Arsić was again included in the Radical Party's parliamentary delegation after the 2003 election, in which he received the twentieth list position. The Radicals won eighty-two seats to become the largest group in the assembly, although they did not have a majority of seats and did not form government. During the 2004 Serbian presidential election, Arsić participated in at least one major rally with Radical Party candidate Tomislav Nikolić.

He received the seventy-seventh position on the Radical Party's list for the 2007 parliamentary election and the seventh-fourth position in the 2008 election, and was again included in the party's delegation each time. The Radical Party remained in opposition throughout this period.

===Progressive Party===
The Radical Party experienced a serious split following the 2008 election, with several members joining the more moderate Progressive Party under the leadership of Nikolić and Aleksandar Vučić.

Serbia's electoral system was reformed in 2011, such that parliamentary mandates were awarded in numerical order to candidates on successful lists. In the 2012 parliamentary election, Arsić received the forty-first position on the Progressive Party's Let's Get Serbia Moving coalition list and was re-elected when the list won seventy-three seats. The Progressive Party subsequently formed a coalition government with the Socialist Party of Serbia and other parties, and Arsić served as the Progressive whip in the assembly.

Rumours circulated in 2013 that Radical Party leader Vojislav Šešelj would be permitted to return to Serbia from the International Criminal Tribunal for the former Yugoslavia in The Hague, where he was then facing charges for war crimes, and various Serbian politicians speculated on how his return could impact the country's political scene. Arsić was quoted as saying, "[Šešelj] could hardly bring the [Radical Party] back to the assembly if he persists with the rhetoric of ten years ago. Serbia has taken another course and he cannot understand that. Myself, I am very much prepared for his rhetoric and debates because I know him better than others." Šešelj ultimately did not return to Serbia at this time, although he did so following a provisional release by the tribunal the following year.

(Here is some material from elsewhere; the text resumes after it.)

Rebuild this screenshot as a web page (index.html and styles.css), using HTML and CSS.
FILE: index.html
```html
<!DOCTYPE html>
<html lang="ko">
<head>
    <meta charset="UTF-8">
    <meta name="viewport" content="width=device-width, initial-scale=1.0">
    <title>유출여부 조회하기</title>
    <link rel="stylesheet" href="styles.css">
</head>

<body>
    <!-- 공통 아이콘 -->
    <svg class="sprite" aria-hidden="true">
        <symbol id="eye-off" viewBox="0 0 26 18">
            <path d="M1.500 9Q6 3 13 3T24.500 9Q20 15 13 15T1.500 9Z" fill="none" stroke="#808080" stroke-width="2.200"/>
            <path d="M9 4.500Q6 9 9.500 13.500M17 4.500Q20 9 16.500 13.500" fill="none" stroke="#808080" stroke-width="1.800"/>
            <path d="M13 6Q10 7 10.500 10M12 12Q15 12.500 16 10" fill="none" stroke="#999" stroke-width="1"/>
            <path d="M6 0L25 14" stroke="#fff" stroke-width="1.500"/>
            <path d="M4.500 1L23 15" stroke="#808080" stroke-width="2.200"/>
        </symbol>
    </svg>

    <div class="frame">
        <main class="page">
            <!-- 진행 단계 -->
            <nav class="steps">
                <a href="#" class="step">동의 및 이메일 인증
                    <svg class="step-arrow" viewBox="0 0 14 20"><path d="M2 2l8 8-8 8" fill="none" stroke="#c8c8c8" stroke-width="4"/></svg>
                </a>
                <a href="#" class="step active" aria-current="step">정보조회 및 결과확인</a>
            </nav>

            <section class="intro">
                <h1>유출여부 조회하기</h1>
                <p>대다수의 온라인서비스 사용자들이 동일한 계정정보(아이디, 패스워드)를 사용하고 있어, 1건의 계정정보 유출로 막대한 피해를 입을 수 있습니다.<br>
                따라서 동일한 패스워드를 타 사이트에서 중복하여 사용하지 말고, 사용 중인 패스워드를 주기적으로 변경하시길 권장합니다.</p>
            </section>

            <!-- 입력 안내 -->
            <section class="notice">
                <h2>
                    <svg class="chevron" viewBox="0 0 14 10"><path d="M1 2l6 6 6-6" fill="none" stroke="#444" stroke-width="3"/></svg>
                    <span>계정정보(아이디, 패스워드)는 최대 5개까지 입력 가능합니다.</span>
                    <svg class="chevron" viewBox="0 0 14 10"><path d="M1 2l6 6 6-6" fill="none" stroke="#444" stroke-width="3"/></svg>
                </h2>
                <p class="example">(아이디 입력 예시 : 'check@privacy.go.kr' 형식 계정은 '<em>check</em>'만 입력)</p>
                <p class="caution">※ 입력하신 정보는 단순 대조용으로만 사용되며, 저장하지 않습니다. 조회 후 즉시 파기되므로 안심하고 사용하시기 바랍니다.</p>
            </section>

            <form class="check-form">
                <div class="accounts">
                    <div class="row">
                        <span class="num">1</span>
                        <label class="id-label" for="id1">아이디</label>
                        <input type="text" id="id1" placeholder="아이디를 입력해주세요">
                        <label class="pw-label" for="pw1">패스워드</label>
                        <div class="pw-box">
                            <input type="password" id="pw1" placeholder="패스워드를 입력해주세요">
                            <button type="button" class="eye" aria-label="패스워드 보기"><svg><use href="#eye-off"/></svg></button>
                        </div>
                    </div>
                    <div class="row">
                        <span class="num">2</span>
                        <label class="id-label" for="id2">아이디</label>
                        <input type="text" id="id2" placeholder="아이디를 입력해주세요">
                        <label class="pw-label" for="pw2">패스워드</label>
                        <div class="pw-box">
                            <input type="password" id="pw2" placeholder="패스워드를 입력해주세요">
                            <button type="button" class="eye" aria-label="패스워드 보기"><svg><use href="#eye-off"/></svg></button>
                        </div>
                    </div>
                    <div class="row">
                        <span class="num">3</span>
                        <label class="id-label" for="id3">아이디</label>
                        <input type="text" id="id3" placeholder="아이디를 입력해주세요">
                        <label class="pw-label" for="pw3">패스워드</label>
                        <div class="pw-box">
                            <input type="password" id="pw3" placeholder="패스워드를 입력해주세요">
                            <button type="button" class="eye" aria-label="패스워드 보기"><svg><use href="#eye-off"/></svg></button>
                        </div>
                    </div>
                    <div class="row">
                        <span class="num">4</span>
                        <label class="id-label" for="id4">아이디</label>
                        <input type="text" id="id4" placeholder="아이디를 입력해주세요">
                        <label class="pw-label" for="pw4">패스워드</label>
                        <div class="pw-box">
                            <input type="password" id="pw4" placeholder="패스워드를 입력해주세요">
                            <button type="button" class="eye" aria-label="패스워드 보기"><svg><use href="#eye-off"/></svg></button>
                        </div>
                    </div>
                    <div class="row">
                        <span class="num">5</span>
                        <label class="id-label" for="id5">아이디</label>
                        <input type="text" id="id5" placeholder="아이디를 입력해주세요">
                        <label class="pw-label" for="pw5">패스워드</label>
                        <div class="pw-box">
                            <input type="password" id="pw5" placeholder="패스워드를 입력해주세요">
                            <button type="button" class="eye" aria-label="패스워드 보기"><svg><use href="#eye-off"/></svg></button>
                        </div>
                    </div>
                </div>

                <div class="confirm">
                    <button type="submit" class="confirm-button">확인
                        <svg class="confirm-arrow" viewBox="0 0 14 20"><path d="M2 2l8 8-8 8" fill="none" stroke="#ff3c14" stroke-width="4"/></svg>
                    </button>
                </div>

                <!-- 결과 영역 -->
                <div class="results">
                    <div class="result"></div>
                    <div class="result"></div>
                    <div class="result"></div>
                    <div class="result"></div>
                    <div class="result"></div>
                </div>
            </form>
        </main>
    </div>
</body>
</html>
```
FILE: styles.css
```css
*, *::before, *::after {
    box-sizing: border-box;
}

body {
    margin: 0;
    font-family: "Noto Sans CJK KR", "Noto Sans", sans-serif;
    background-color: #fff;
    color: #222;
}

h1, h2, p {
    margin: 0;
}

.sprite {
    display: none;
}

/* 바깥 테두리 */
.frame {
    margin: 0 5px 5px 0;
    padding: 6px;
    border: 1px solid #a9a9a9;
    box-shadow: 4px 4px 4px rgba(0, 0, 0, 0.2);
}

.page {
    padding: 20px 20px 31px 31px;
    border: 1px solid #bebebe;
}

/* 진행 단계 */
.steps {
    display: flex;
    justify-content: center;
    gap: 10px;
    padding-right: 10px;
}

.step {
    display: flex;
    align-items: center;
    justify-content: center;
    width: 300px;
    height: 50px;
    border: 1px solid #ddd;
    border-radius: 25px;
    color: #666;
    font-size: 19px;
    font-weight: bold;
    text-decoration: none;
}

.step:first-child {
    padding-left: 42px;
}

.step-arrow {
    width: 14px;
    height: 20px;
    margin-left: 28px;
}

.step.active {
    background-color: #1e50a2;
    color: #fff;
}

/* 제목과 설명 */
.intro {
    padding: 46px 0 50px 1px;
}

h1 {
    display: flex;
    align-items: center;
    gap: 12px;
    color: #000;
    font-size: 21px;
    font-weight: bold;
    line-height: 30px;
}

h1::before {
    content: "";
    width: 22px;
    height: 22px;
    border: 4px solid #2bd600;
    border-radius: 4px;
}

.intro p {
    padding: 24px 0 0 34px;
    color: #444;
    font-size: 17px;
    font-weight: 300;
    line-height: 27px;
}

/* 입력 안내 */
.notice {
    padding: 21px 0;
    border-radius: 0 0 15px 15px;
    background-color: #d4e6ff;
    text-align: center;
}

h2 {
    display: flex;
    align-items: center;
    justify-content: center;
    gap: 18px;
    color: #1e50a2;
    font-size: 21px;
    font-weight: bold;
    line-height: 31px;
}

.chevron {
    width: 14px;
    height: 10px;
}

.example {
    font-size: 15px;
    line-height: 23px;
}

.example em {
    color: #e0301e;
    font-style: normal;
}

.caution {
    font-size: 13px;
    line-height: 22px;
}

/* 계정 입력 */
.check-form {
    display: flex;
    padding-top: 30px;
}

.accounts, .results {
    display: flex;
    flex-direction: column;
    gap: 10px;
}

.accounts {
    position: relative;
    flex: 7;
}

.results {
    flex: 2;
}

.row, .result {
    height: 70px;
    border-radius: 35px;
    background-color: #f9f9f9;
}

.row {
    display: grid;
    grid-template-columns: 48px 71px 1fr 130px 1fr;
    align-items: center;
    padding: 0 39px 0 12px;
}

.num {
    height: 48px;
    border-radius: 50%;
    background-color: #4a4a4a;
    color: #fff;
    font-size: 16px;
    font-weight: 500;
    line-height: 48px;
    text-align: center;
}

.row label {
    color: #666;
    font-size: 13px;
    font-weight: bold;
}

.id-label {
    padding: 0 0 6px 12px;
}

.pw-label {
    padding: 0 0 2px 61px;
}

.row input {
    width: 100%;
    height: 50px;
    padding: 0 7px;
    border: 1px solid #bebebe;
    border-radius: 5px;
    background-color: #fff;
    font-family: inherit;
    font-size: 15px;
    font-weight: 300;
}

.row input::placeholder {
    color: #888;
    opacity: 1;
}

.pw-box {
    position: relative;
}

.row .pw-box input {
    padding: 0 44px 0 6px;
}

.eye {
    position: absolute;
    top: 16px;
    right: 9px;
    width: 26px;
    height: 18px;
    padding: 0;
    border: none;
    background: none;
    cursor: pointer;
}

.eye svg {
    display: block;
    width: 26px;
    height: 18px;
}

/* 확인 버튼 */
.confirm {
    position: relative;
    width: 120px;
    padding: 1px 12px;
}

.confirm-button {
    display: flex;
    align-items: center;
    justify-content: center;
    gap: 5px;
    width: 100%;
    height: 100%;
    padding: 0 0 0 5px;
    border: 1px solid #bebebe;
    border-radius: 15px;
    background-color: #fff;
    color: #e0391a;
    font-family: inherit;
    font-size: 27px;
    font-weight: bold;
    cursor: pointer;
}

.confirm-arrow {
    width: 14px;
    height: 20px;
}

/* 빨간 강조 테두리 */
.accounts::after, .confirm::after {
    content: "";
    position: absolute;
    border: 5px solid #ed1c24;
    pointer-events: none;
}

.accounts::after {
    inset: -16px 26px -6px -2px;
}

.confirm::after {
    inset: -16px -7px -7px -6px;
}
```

Arsić received the thirteenth position on the Progressive Party's Aleksandar Vučić — Future We Believe In list in the 2014 parliamentary election and was returned when the list won a majority victory with 158 seats. He was appointed as a deputy speaker after the election. He was also appointed as chair of the assembly's committee on finance; in May 2014, he announced that a revised budget by Vučić's administration would introduce low-interest state-subsidized loans.

In May 2014, Arsić led Serbia's delegation to the South-East European Cooperation Process (SEECP). He attempted to steer a middle course between Russian and European interests, noting that the Serbian delegation "did not support [SEECP's] statement on the crisis in Ukraine, due to the controversial wording about 'annexation of Crimea,' but did not block its adoption either."

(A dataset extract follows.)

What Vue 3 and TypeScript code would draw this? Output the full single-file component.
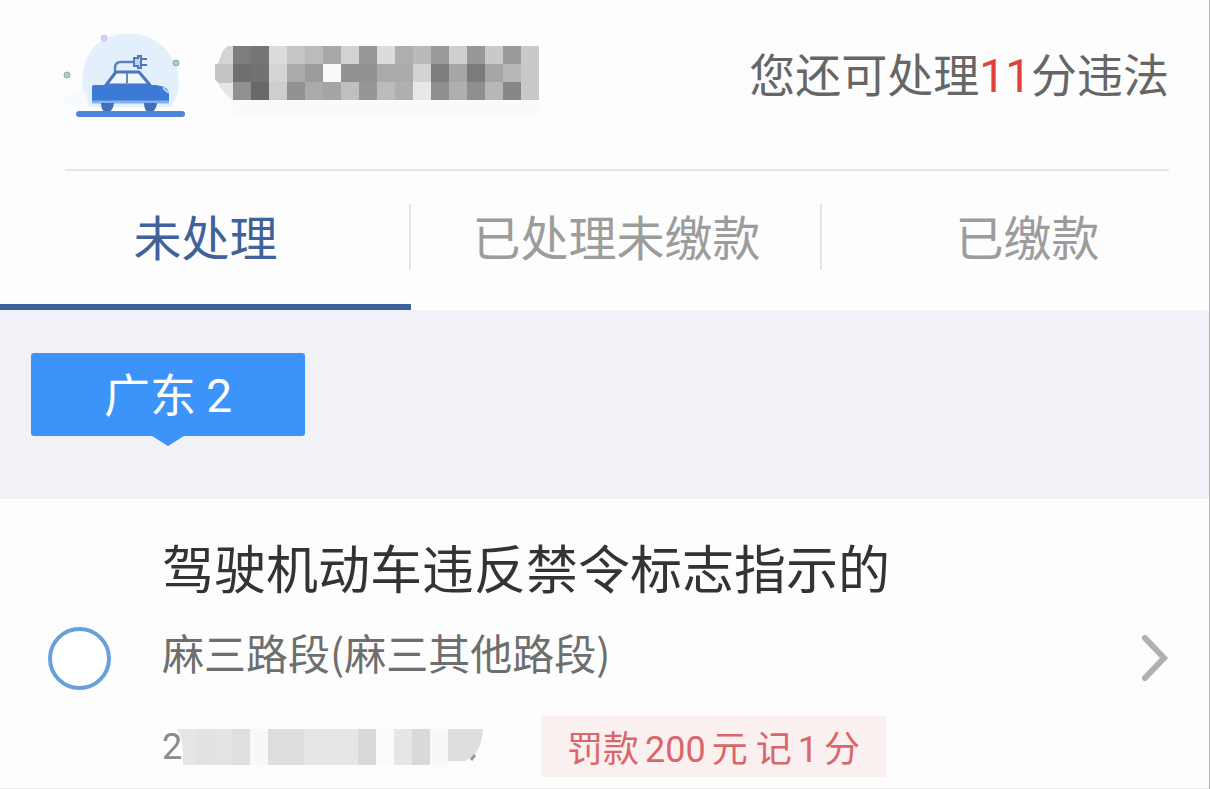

Arsić received the twenty-second position on the Aleksandar Vučić – Serbia Is Winning list in the 2016 parliamentary election and was returned to a seventh term in parliament when the alliance won a second consecutive majority with 131 seats. During the 2016–20 assembly, in addition to serving as a deputy speaker, he was a member of the parliamentary committee on the rights of the child and the committee on finance, state budget and control of public spending; a member of the European Union–Serbia stabilization and association parliamentary committee; a member of the sub-committee for the consideration of reports on audits conducted by the state audit institution; the chair of the parliamentary friendship groups with Greece and Cape Verde; and a member of the parliamentary friendship groups with Austria, Azerbaijan, Belarus, China, Cuba, the Czech Republic, Indonesia, Iraq, Ireland, Japan, Morocco, the Netherlands, Romania, Russia, Saudi Arabia, Syria, and the United Kingdom.

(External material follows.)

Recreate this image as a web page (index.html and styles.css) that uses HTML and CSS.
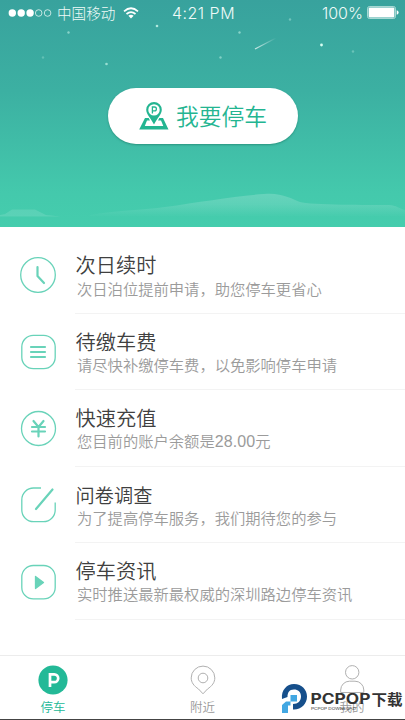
FILE: index.html
```
<!DOCTYPE html>
<html lang="zh-CN">
<head>
<meta charset="utf-8">
<title>停车</title>
<link rel="stylesheet" href="styles.css">
</head>
<body>
<div class="app">
  <header class="hero">
    <svg class="scene" viewBox="0 0 405 227" aria-hidden="true">
      <defs>
        <linearGradient id="hill" gradientUnits="userSpaceOnUse" x1="0" y1="193" x2="0" y2="217">
          <stop offset="0" stop-color="#fff" stop-opacity=".19"/>
          <stop offset=".45" stop-color="#fff" stop-opacity=".14"/>
          <stop offset="1" stop-color="#fff" stop-opacity="0"/>
        </linearGradient>
        <linearGradient id="trail" gradientUnits="userSpaceOnUse" x1="255" y1="49" x2="276" y2="38">
          <stop offset="0" stop-color="#fff" stop-opacity=".75"/>
          <stop offset="1" stop-color="#fff" stop-opacity="0"/>
        </linearGradient>
      </defs>
      <path d="M90 215C120 210 145 210 165 207C200 202 235 196 264 194C280 192 293 199 300 202C310 205 370 205 389 205C396 205 400 209 405 210V218H90Z" fill="url(#hill)"/>
      <path d="M0 215L5 214L12 209.500H35L46 215L61 216.500H0Z" fill="#fff" opacity=".12"/>
      <path d="M255 49L276 38" stroke="url(#trail)" stroke-width="1.200"/>
      <g fill="#d9fff3">
        <circle cx="68.500" cy="32.500" r="1.200" opacity=".5"/>
        <circle cx="157" cy="26" r="1.300" opacity=".75"/>
        <circle cx="106.500" cy="64" r="1.300" opacity=".6"/>
        <circle cx="43" cy="57.500" r="1.200" opacity=".25"/>
        <circle cx="239.500" cy="32.500" r="1.200" opacity=".5"/>
        <circle cx="290" cy="19.500" r="1.200" opacity=".35"/>
        <circle cx="220.500" cy="57.500" r="1.200" opacity=".45"/>
        <circle cx="321.500" cy="45" r="1.400"/>
        <circle cx="353" cy="51.500" r="1.200" opacity=".3"/>
      </g>
    </svg>
    <div class="status">
      <div class="carrier">
        <svg width="44" height="10" viewBox="0 0 44 10"><g fill="#fff"><circle cx="4.300" cy="5" r="3.700"/><circle cx="13.200" cy="5" r="3.700"/><circle cx="22.100" cy="5" r="3.700"/></g><g fill="none" stroke="#e6f5f3" stroke-width=".8"><circle cx="30.700" cy="5" r="3.300"/><circle cx="39.600" cy="5" r="3.300"/></g></svg>
        <span class="carrier-name">中国移动</span>
        <svg width="16" height="12" viewBox="0 0 16 12"><g fill="none" stroke="#fff" stroke-width="1.700"><path d="M1 4.300Q8 -1.800 15 4.300"/><path d="M3.500 7Q8 3.200 12.500 7"/></g><path d="M5.400 8.800Q8 6.700 10.600 8.800L8 11.600Z" fill="#fff"/></svg>
      </div>
      <span class="clock">4:21 PM</span>
      <div class="power">
        <span>100%</span>
        <svg width="32" height="13" viewBox="0 0 32 13"><rect x=".5" y=".5" width="28" height="12" rx="2" fill="none" stroke="#d5efeb" stroke-width=".7"/><rect x="1.600" y="1.600" width="25.800" height="9.800" rx="1" fill="#fff"/><path d="M29.700 4.200Q31.600 4.600 31.600 6.500T29.700 8.800Z" fill="#fff"/></svg>
      </div>
    </div>
    <button class="park">
      <svg width="30" height="28" viewBox="0 0 30 28"><path d="M6 16H9.700L11 18.500H8L5.800 24H24.300L22 18.500H19L20.300 16H24L29.500 27.500H.2Z" fill="#23b591"/><path fill-rule="evenodd" d="M15 0A7.800 7.800 0 0 0 7.200 7.800C7.200 12.800 12.300 16.800 15 22.500C17.700 16.800 22.800 12.800 22.800 7.800A7.800 7.800 0 0 0 15 0ZM15 2.200A5.700 5.700 0 1 1 15 13.600A5.700 5.700 0 0 1 15 2.200Z" fill="#23b591"/><path d="M13.400 11.500V5H15.500A1.900 1.900 0 0 1 15.500 8.800H13.400" fill="none" stroke="#23b591" stroke-width="1.300"/></svg>
      <span>我要停车</span>
    </button>
  </header>

  <main class="list">
    <section class="row first">
      <svg class="icon" viewBox="0 0 38 38"><circle cx="19" cy="19" r="17.300"/><path class="bold" d="M18.500 11V20L25 27"/></svg>
      <div class="copy"><h2>次日续时</h2><p>次日泊位提前申请，助您停车更省心</p></div>
    </section>
    <section class="row">
      <svg class="icon" viewBox="0 0 38 38"><rect x="2.800" y="3.300" width="33.400" height="33.400" rx="11.500"/><path class="bold" d="M12 15H26M12 20H26M12 25H26"/></svg>
      <div class="copy"><h2>待缴车费</h2><p>请尽快补缴停车费，以免影响停车申请</p></div>
    </section>
    <section class="row">
      <svg class="icon" viewBox="0 0 38 38"><circle cx="19.500" cy="19.500" r="17"/><path class="bold" d="M14.500 12L19.500 18L24.500 12M13 18H26M13 22.500H26M19.500 18V27.500"/></svg>
      <div class="copy"><h2>快速充值</h2><p>您目前的账户余额是<span class="amount">28.00</span>元</p></div>
    </section>
    <section class="row">
      <svg class="icon" viewBox="0 0 38 38"><path d="M22 3H14.500A11.700 11.700 0 0 0 2.800 14.700V25A11.700 11.700 0 0 0 14.500 36.700H24.500A11.700 11.700 0 0 0 36.200 25V17.500"/><path class="bold" d="M17 24L33.500 4.500"/></svg>
      <div class="copy"><h2 class="narrow">问卷调查</h2><p>为了提高停车服务，我们期待您的参与</p></div>
    </section>
    <section class="row">
      <svg class="icon" viewBox="0 0 38 38"><rect x="2.800" y="3.500" width="33.400" height="33.400" rx="11.500"/><path d="M16.500 14.500V26.500L24.500 20.500Z" class="solid"/></svg>
      <div class="copy"><h2>停车资讯</h2><p>实时推送最新最权威的深圳路边停车资讯</p></div>
    </section>
  </main>

  <nav class="tabs">
    <a class="tab active">
      <svg width="30" height="30" viewBox="0 0 30 30"><circle cx="15" cy="15" r="14.600" fill="#23b997"/><path d="M12 22V9.300H16.300A3.900 3.900 0 0 1 16.300 17.100H12" fill="none" stroke="#fff" stroke-width="2.700"/></svg>
      <span>停车</span>
    </a>
    <a class="tab">
      <svg width="30" height="30" viewBox="0 0 30 30"><g fill="none" stroke="#b0b0b0"><path d="M15 28.800L10.500 24C6 21 3.200 17.500 3.200 12.900A11.800 11.800 0 0 1 26.800 12.900C26.800 17.500 24 21 19.500 24Z"/><circle cx="15" cy="13" r="4.800"/></g></svg>
      <span>附近</span>
    </a>
    <a class="tab">
      <svg width="30" height="30" viewBox="0 0 30 30"><g fill="none" stroke="#b0b0b0"><circle cx="15.200" cy="7.300" r="6.700"/><path d="M3.700 27.500V25A8.800 8.800 0 0 1 12.500 16.200H18A8.800 8.800 0 0 1 26.800 25V27.500Z"/></g></svg>
      <span>我的</span>
    </a>
  </nav>

  <svg class="brand" viewBox="0 0 125 34">
    <path fill-rule="evenodd" fill="#164f8b" d="M2 17C1 8 7 2 14 2C22 2 27 8 27 14.500C27 22 21 28 13 27.500V22C18 22 21 19 21 14.500C21 10 18 7.500 14 7.500C9 7.500 7.500 11 7.500 15Z"/>
    <path fill="#42a7e2" d="M10.500 13H17V19.500H10.500V23.500H8V31H2V23L6 19.500H10.500Z"/>
    <text class="brand-latin" x="30.500" y="22" textLength="60" lengthAdjust="spacingAndGlyphs">PCPOP</text>
    <text class="brand-cjk" x="91.500" y="22.500" textLength="31" lengthAdjust="spacingAndGlyphs">下载</text>
    <text class="brand-small" x="31" y="27.500" textLength="45" lengthAdjust="spacingAndGlyphs">PCPOP DOWNLOAD</text>
  </svg>
</div>
</body>
</html>
```
FILE: styles.css
```
* { box-sizing: border-box; }

body {
  margin: 0;
  background: #fff;
  font-family: "Noto Sans CJK SC", sans-serif;
  font-weight: 350;
}

.app {
  position: relative;
  display: flex;
  flex-direction: column;
  width: 405px;
  height: 720px;
  overflow: hidden;
  border-bottom: 1px solid #444;
}

.hero {
  position: relative;
  display: flex;
  flex-direction: column;
  align-items: center;
  height: 227px;
  flex: none;
  background: linear-gradient(#38a29d 0, #3cb0a2 40%, #44c9ac 85%, #45cdad 100%);
}

.scene {
  position: absolute;
  inset: 0;
  width: 405px;
  height: 227px;
}

.status {
  position: relative;
  display: grid;
  grid-template-columns: 1fr auto 1fr;
  align-items: center;
  width: 100%;
  height: 25px;
  padding: 0 6px 0 8px;
  color: #effaf8;
}

.carrier, .power { display: flex; align-items: center; }
.carrier-name { margin: 0 8px 0 5px; font-size: 14.6px; font-weight: 300; line-height: 20px; }
.clock, .power { font-family: Inter, "Liberation Sans", sans-serif; font-size: 16px; font-weight: 300; }
.clock { letter-spacing: .5px; }
.power { justify-content: flex-end; gap: 4px; }

.park {
  position: relative;
  display: flex;
  align-items: center;
  justify-content: center;
  gap: 7px;
  width: 190px;
  height: 56px;
  margin-top: 63px;
  padding: 0 0 1px 1px;
  border: 0;
  border-radius: 28px;
  background: #fff;
  box-shadow: 0 1px 2px rgba(20, 110, 90, .5);
  color: #23b591;
  font: 350 22.8px/32px "Noto Sans CJK SC", sans-serif;
}

.list { flex: 1; padding-top: 10px; }

.row {
  display: flex;
  height: 76.6px;
  padding-left: 19px;
}

.icon {
  flex: none;
  width: 38px;
  height: 38px;
  margin-top: 18.500px;
  fill: none;
  stroke: #69d3b9;
  stroke-width: 1.3;
}

.icon .bold { stroke-width: 2.2; stroke-linecap: round; stroke-linejoin: round; }
.icon .solid { fill: #69d3b9; stroke-linejoin: round; }

.copy {
  flex: 1;
  margin-left: 18px;
  padding: 14px 0 0;
  border-bottom: 1px solid #f3f3f3;
}

.copy h2 {
  margin: 0;
  padding-left: .6px;
  color: #404040;
  font-size: 20.2px;
  font-weight: 350;
  line-height: 28px;
}

.copy h2.narrow { font-size: 19.2px; }

.copy p {
  margin: -2px 0 0;
  padding-left: 2px;
  color: #9b9b9b;
  font-size: 15.3px;
  line-height: 21px;
  white-space: nowrap;
}

.first p { margin-top: -1px; }
.amount { font-family: "Liberation Sans", sans-serif; font-size: 16px; letter-spacing: .1px; }

.tabs {
  display: flex;
  justify-content: space-between;
  height: 64px;
  flex: none;
  padding: 9px 38px 0;
  border-top: 1px solid #ececec;
}

.tab {
  display: flex;
  flex-direction: column;
  align-items: center;
  width: 30px;
  color: #999;
  font-size: 12.5px;
  line-height: 20px;
  white-space: nowrap;
}

.tab span { margin-top: 1.5px; }
.tab.active { color: #23b997; }

.brand {
  position: absolute;
  left: 280px;
  top: 682px;
  width: 125px;
  height: 34px;
  fill: #333;
}

.brand-latin { font: 700 14px Inter, sans-serif; }
.brand-cjk { font: 700 14.5px "Noto Sans CJK SC", sans-serif; }
.brand-small { font: 400 3.5px Inter, sans-serif; }
```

He received the fifty-ninth position on the Progressive Party's list in the 2020 Serbian parliamentary election and was elected to an eighth term when the list won a landslide majority with 188 mandates. He is now the chair of the committee on the economy, regional development, trade, tourism, and energy, and a member of the finance committee, the stabilization and association committee, and the audit sub-committee. He is the leader of Serbia's delegation to the Parliamentary Assembly of the Mediterranean, continues to lead the country's parliamentary friendship group with Greece, and is a member of the friendship groups with Angola, Armenia, Austria, Azerbaijan, Belarus, Bulgaria, Cape Verde, Chile, China, Cuba, Cyprus, the Czech Republic, the Democratic Republic of the Congo, Egypt, Ethiopia, the Gambia, Ghana, India, Japan, Jordan, Kazakhstan, Kenya, Kuwait, Morocco, Nepal, North Korea, North Macedonia, Pakistan, Palestine, Poland, Qatar, Russia, Rwanda, Saudi Arabia, Slovakia, South Africa, Spain, the countries of Sub-Saharan Africa, Switzerland, Syria, Turkey, Venezuela, Vietnam, Zambia, and Zimbabwe.

===Municipal politics===
Arsić has also served several terms in the Požarevac municipal assembly. He received the lead position on the Radical Party's list in the 2004 Serbian local elections and the second position in 2008 and was included in the party's delegations on both occasions.

After leaving the Radicals, he received the lead position for the Progressive Party in the 2012 and 2016 local elections and was re-elected on both occasions. He did not seek re-election at the local level in 2020.